Public sector OGC Gateways have matured, with those being reviewed increasingly knowing how to ‘play the game’. So a review team will spot hyper-polished documents, well-briefed interviewees ‘on message’ and so on.

The private sector more typically just gets on and does things without massive paper trails. Bureaucracy or brevity…both bring strengths and weaknesses to the review process and OGC Gateway is robust enough to deal with both.

Ultimately, of course, you cannot administer a project to a successful conclusion. It requires hard and challenging decisions that are frequently unpopular or counter-cultural. It seems an oddity that this still remains outside of peer review consideration, OGC Gateway or otherwise.

The future for peer review has to encompass not just the tin and plastic but also the psychological and organisational drivers that have the greatest impact on success. We’ve cracked project management methodology, done well with peer review so far.

Now we need proper consideration of team character and the cultural context for a project’s solution.

Undoubtedly OGCGateway needs something of an injection of new spirit, energy, reduced scale, better technique and truly independent reviewers. However, it must not be discarded for it has much experience and method to learn from: we must build on experience, not arbitrarily discard it. The temptation is strong to convince ourselves that there is always a better mousetrap to be invented.

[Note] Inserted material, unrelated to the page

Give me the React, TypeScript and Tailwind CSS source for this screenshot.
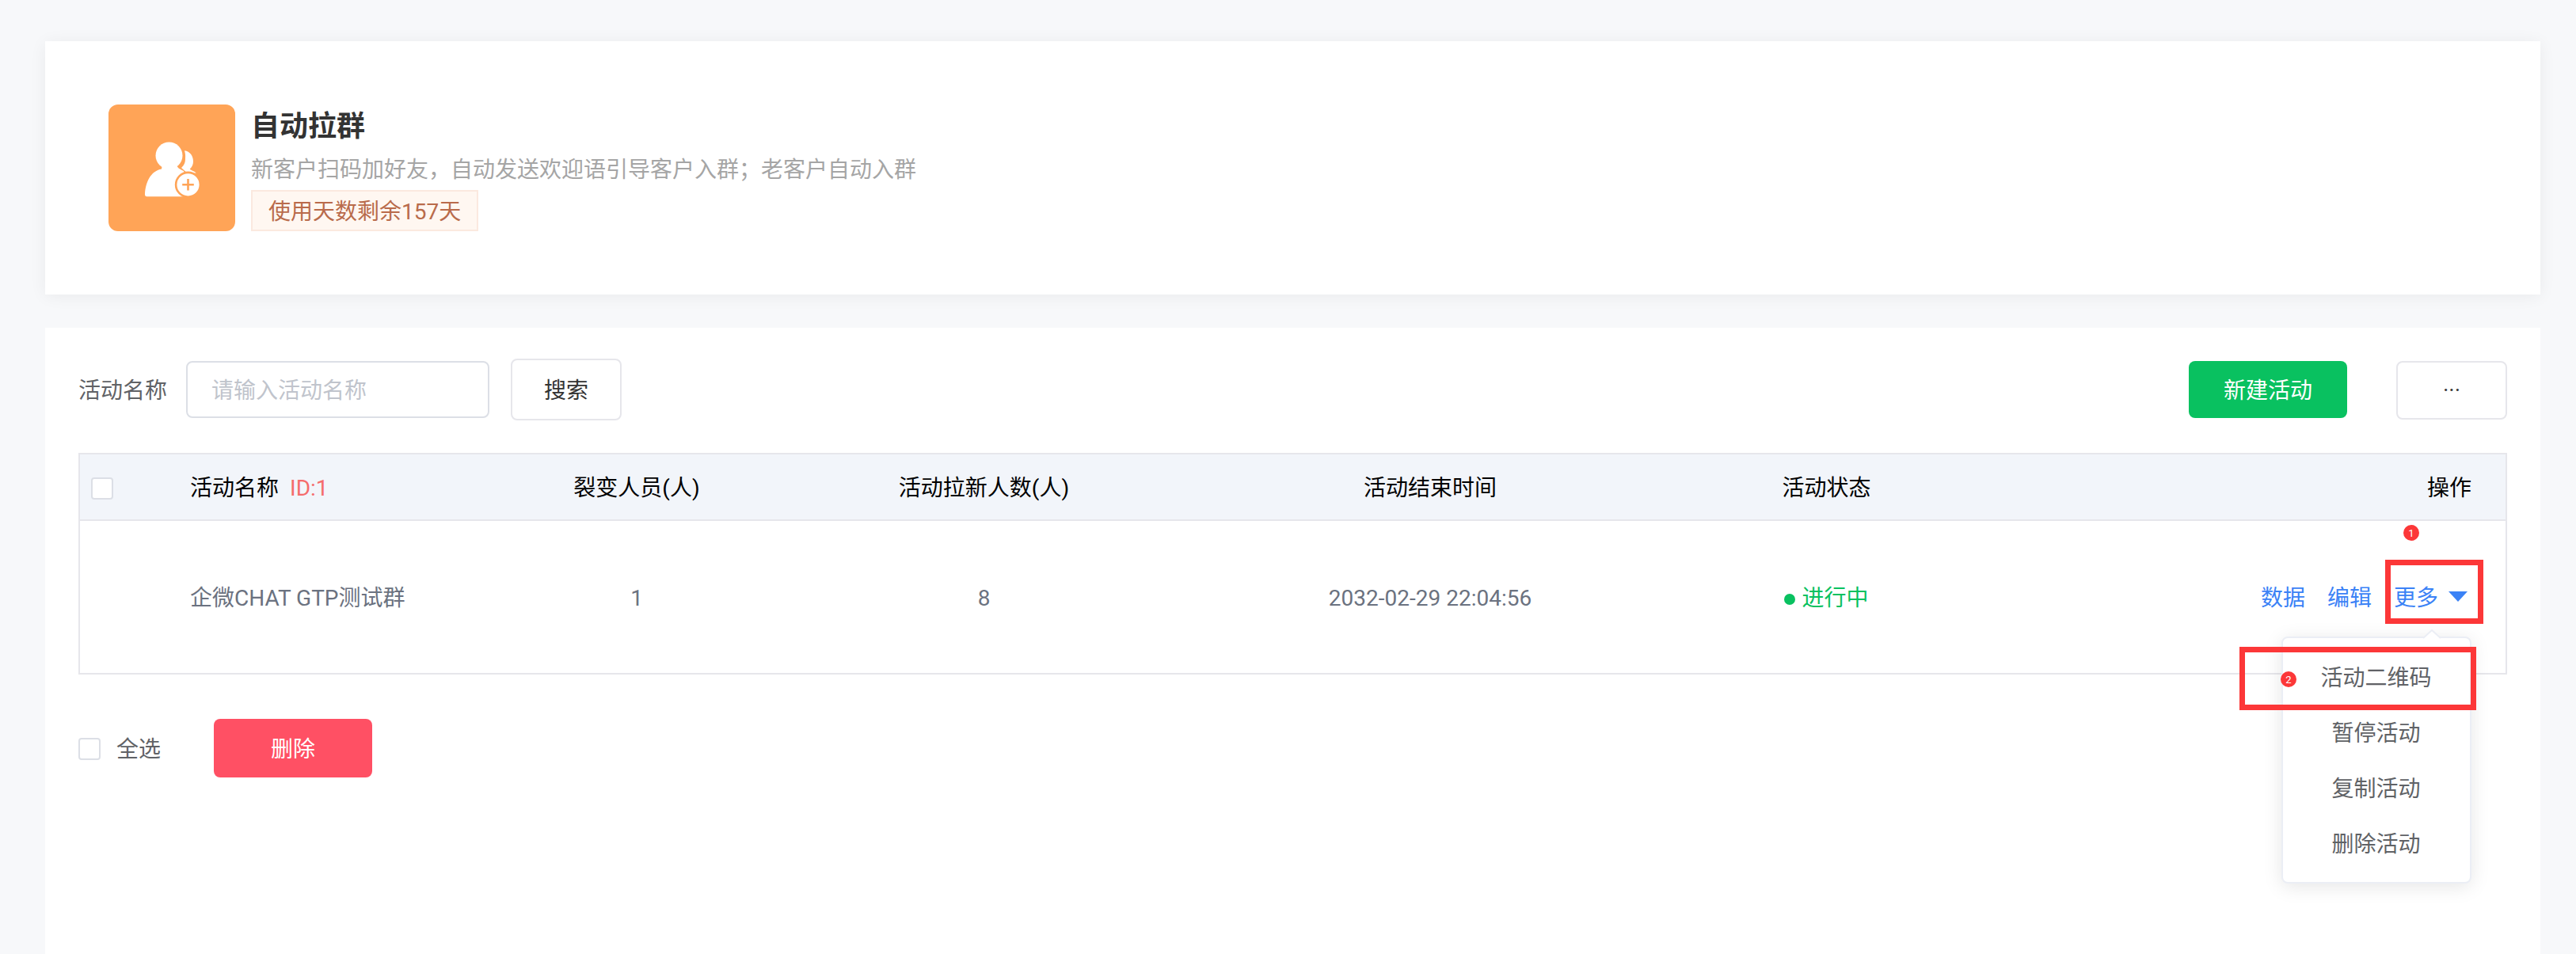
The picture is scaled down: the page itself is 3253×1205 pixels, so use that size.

OGC Gateway remains a viable, more management-friendly alternative to IV&V as practised mostly in the United States, with a lot of time, intellect and resources already invested.

OGC Gateway’s strengths and weaknesses, as its own parametrics, are well understood. Additionally, its core framework can scale and adapt remarkably well to meet future political and organisational needs.

So has the time come for the next generation of peer review to take shape around OGC Gateway, joining public and private practitioners into a common, comparable and more independent framework?